Work required. Copy the data exactly as it appears, and do not include any pictures.

......

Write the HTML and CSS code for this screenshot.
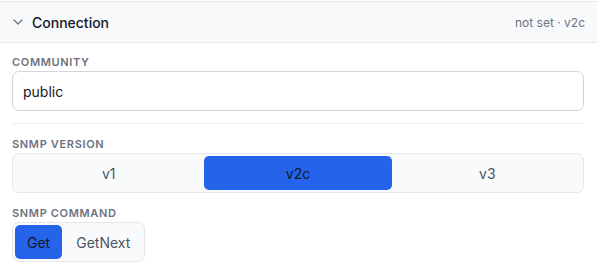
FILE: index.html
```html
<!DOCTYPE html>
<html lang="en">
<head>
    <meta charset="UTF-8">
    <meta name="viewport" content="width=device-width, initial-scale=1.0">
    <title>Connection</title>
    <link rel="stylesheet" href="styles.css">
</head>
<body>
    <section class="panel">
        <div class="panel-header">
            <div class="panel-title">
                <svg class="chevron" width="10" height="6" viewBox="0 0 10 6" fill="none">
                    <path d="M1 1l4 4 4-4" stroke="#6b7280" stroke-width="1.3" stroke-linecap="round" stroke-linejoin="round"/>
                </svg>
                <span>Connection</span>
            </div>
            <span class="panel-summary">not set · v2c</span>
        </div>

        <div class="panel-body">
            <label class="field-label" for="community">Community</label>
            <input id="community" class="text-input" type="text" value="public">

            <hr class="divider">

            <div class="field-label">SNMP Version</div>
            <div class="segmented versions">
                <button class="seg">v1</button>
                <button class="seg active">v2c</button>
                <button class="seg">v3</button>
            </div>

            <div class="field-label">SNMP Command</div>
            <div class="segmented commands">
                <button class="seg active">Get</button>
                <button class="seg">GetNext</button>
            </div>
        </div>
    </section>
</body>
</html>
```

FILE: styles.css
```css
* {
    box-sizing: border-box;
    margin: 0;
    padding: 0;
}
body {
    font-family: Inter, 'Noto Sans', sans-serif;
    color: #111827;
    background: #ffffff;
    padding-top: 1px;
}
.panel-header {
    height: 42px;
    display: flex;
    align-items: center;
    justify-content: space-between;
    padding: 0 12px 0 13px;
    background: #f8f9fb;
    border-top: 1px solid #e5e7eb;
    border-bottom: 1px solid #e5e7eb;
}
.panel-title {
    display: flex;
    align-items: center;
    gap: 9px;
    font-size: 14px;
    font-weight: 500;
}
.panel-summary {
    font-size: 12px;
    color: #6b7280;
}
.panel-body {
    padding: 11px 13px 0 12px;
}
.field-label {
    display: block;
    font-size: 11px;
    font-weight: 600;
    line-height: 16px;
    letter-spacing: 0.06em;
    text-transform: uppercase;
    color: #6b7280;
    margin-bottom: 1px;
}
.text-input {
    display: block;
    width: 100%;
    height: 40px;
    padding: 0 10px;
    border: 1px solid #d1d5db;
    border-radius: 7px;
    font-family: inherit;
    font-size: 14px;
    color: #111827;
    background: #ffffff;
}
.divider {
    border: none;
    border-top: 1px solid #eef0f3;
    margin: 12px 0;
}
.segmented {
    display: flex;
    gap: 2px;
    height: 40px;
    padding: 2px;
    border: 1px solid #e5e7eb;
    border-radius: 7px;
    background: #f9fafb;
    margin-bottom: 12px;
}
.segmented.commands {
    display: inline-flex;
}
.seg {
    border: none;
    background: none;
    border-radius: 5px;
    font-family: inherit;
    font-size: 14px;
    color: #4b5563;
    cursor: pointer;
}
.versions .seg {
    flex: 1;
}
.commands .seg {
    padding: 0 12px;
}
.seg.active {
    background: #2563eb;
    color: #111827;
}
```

......

Exercise result.
Write the HTML and CSS code for this screenshot.
FILE: index.html
```html
<!DOCTYPE html>
<html lang="en">
<head>
    <meta charset="UTF-8">
    <meta name="viewport" content="width=device-width, initial-scale=1.0">
    <title>Connection</title>
    <link rel="stylesheet" href="styles.css">
</head>
<body>
    <section class="panel">
        <div class="panel-header">
            <div class="panel-title">
                <svg class="chevron" width="10" height="6" viewBox="0 0 10 6" fill="none">
                    <path d="M1 1l4 4 4-4" stroke="#6b7280" stroke-width="1.3" stroke-linecap="round" stroke-linejoin="round"/>
                </svg>
                <span>Connection</span>
            </div>
            <span class="panel-summary">not set · v2c</span>
        </div>

        <div class="panel-body">
            <label class="field-label" for="community">Community</label>
            <input id="community" class="text-input" type="text" value="public">

            <hr class="divider">

            <div class="field-label">SNMP Version</div>
            <div class="segmented versions">
                <button class="seg">v1</button>
                <button class="seg active">v2c</button>
                <button class="seg">v3</button>
            </div>

            <div class="field-label">SNMP Command</div>
            <div class="segmented commands">
                <button class="seg active">Get</button>
                <button class="seg">GetNext</button>
            </div>
        </div>
    </section>
</body>
</html>
```

FILE: styles.css
```css
* {
    box-sizing: border-box;
    margin: 0;
    padding: 0;
}
body {
    font-family: Inter, 'Noto Sans', sans-serif;
    color: #111827;
    background: #ffffff;
    padding-top: 1px;
}
.panel-header {
    height: 42px;
    display: flex;
    align-items: center;
    justify-content: space-between;
    padding: 0 12px 0 13px;
    background: #f8f9fb;
    border-top: 1px solid #e5e7eb;
    border-bottom: 1px solid #e5e7eb;
}
.panel-title {
    display: flex;
    align-items: center;
    gap: 9px;
    font-size: 14px;
    font-weight: 500;
}
.panel-summary {
    font-size: 12px;
    color: #6b7280;
}
.panel-body {
    padding: 11px 13px 0 12px;
}
.field-label {
    display: block;
    font-size: 11px;
    font-weight: 600;
    line-height: 16px;
    letter-spacing: 0.06em;
    text-transform: uppercase;
    color: #6b7280;
    margin-bottom: 1px;
}
.text-input {
    display: block;
    width: 100%;
    height: 40px;
    padding: 0 10px;
    border: 1px solid #d1d5db;
    border-radius: 7px;
    font-family: inherit;
    font-size: 14px;
    color: #111827;
    background: #ffffff;
}
.divider {
    border: none;
    border-top: 1px solid #eef0f3;
    margin: 12px 0;
}
.segmented {
    display: flex;
    gap: 2px;
    height: 40px;
    padding: 2px;
    border: 1px solid #e5e7eb;
    border-radius: 7px;
    background: #f9fafb;
    margin-bottom: 12px;
}
.segmented.commands {
    display: inline-flex;
}
.seg {
    border: none;
    background: none;
    border-radius: 5px;
    font-family: inherit;
    font-size: 14px;
    color: #4b5563;
    cursor: pointer;
}
.versions .seg {
    flex: 1;
}
.commands .seg {
    padding: 0 12px;
}
.seg.active {
    background: #2563eb;
    color: #111827;
}
```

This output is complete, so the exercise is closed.